Interesting, in both the projects that I have trouble with the culprit is also the application_helper.rb file. In each case the remainder of the project is checked quickly.
This looks like a problem with the 1.2.7.1 version. I just upgraded and get the same error. 1.1.3 works fine.
This is a bug in the DataClump smell detector. Specifically, the algorithm that searches for common parameter sets constructs a power-set of the candidate methods in a class or module; and if there are more than a few methods having 2+ parameters that can get pretty large.
Working on a fix right now...
Fixed in release 1.2.7.2
Awesome deployed the fix on Caliper.
I've just upgraded to 1.2.7.2 and can confirm that it also fixes things for me. Thanks!
Unfortunately I think there is still and issue here... I had a user notify us of a private repo that was failing all the time. I tracked it down to reek stalling out over a single file and memory getting huge. Adding a reek configuration to disable dataclumping for that file fixed the issue. (at the containing folder, allowing dataclump to work on the rest of the project)
DataClump: enabled: false
Unfortunately, since this was a private repo, I can't share the code or the repository. I can say it was a file with multiple classes in it, and the file was 1500 lines of code long. So a pretty massive beast. Kevin, I know that doesn't give you much to go on, but if you have any ideas, I would love to hear them.
Another thought I had was perhaps a timeout around detection, so if it can't detect on a file it outputs an error log, and skips that file.
If you are really interested in knowing more, I could contact the user and see if they could work with us to get some open code that repos the problem.
To my knowledge this is the only project I have found still having an issue.
OK found a couple open source projects that trigger this issue.
http://github.com/therabidbanana/orange
clone the project and then run reek against this file: reek lib/orange-core/resources/model_resource.rb
DataClump: enabled: false
run reek against the file again and it completes in about 1 second.
We found this repos on:
http://github.com/mmangino/facebooker http://github.com/Shopify/active_merchant
I don't have the bug down to a single file in either of those projects though, so they aren't as useful for debugging. We are currently disabling DataClump site wide, but I would be happy to help debug this issue. Perhaps we could pair over Skype and look into it together sometime when you have some time.

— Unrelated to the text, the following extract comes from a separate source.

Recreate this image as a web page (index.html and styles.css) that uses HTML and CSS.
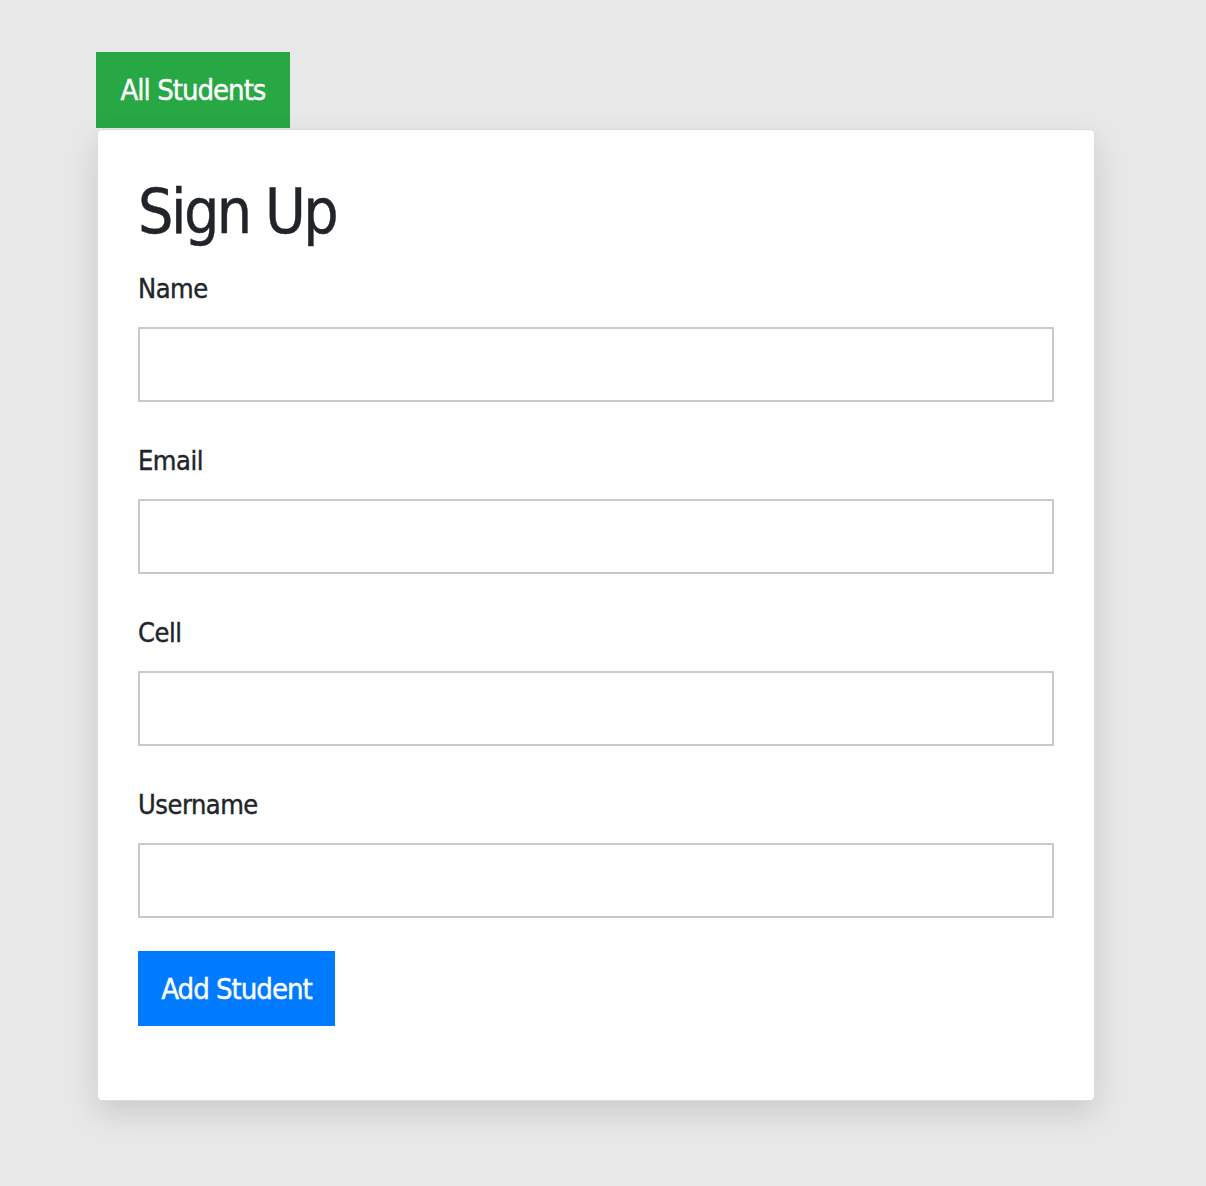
FILE: index.html
```html
<!DOCTYPE html>
<html lang="en">
<head>
<meta charset="utf-8">
<title>Sign Up</title>
<link rel="stylesheet" href="styles.css">
</head>
<body>
<div class="page">
  <a class="btn btn-green" href="#">All Students</a>
  <div class="card">
    <h1 class="title">Sign Up</h1>
    <form class="form">
      <div class="group">
        <label class="label" for="name">Name</label>
        <input class="input" id="name" type="text">
      </div>
      <div class="group">
        <label class="label" for="email">Email</label>
        <input class="input" id="email" type="text">
      </div>
      <div class="group">
        <label class="label" for="cell">Cell</label>
        <input class="input" id="cell" type="text">
      </div>
      <div class="group">
        <label class="label" for="username">Username</label>
        <input class="input" id="username" type="text">
      </div>
      <button class="btn btn-blue" type="button">Add Student</button>
    </form>
  </div>
</div>
</body>
</html>
```
FILE: styles.css
```css
html, body {
  margin: 0;
  padding: 0;
  background: #e8e8e8;
}
body {
  font-family: "DejaVu Sans Condensed", "DejaVu Sans", sans-serif;
  color: #212529;
}
.page {
  padding: 52px 0 86px 96px;
}
.btn {
  display: flex;
  align-items: center;
  justify-content: center;
  box-sizing: border-box;
  border: 0;
  padding: 0;
  color: #fff;
  text-decoration: none;
  font-family: inherit;
  font-size: 29px;
  letter-spacing: -1px;
  -webkit-text-stroke: 0.4px currentColor;
  cursor: pointer;
}
.btn-green {
  width: 194px;
  height: 76px;
  background: #28a745;
}
.card {
  box-sizing: border-box;
  width: 998px;
  margin: 1px 0 0 1px;
  padding: 42px 40px 42px;
  background: #fff;
  border: 1px solid #dcdcdc;
  border-radius: 5px;
  box-shadow: 0 12px 30px rgba(0, 0, 0, 0.13);
}
.title {
  margin: 0 0 20px;
  font-size: 62px;
  font-weight: 400;
  line-height: 79px;
  letter-spacing: -2.5px;
  -webkit-text-stroke: 0.4px currentColor;
}
.form {
  display: flex;
  flex-direction: column;
}
.group {
  display: flex;
  flex-direction: column;
}
.label {
  font-size: 27px;
  line-height: 35px;
  letter-spacing: -0.5px;
  -webkit-text-stroke: 0.4px currentColor;
  margin-bottom: 21px;
}
.input {
  box-sizing: border-box;
  width: 916px;
  height: 75px;
  margin: 0 0 41px;
  border: 2px solid #c9c9c9;
  background: #fff;
  font-size: 24px;
  padding: 0 16px;
}
.group:last-of-type .input {
  margin-bottom: 33px;
}
.btn-blue {
  width: 197px;
  height: 75px;
  margin-bottom: 32px;
  background: #007bff;
}
```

I hope this helps give better info about the issue.
Thanks, Dan
Thanks Dan. The problem is that the DataClump detector creates a powerset of the methods in a class/module, and for 20 methods that's a million sets of methods. My first fix above was to prune out many of the possibilities first, thereby reducing the likelihood that the powerset would be large. The next step will be to replace the powerset by an iterator that runs over the same set, but pruning as it goes, without ever creating the powerset itself. Gonna try that on the train up to the Scottish Ruby Conf tomorrow, pairing with Brian Marick...
An alternative config trick would be to put the following it your site.reek file:
---
DataClump:
enabled: true
max_copies: 2
min_clump_size: 3
This fixes the problem for the above orange repo and yet still reports the biggest of its DataClumps. (Setting min_clump_size
to 3 forces more aggressive pruning before attempting to build the powerset, which is therefore a couple of orders of magnitude smaller.)
cool that isn't a bad suggestion. That might be a better site wide change than disabling this smell, we could just limit the clump size. Thanks for the suggestion.
Fixed (again) in release 1.2.7.3
I'm currently trying out reek as part of metric_fu. metric_fu runs reek on all the files in my Rails project in one go, e.g. "reek app/models/a.rb app/models/b.rb ...". This results in a huge ruby process (3.2Gb in my case). While I can appreciate the answer to just buy more RAM, I am wondering if it makes sense for the process to be this large and whether there are opportunities to diminish the memory requirements.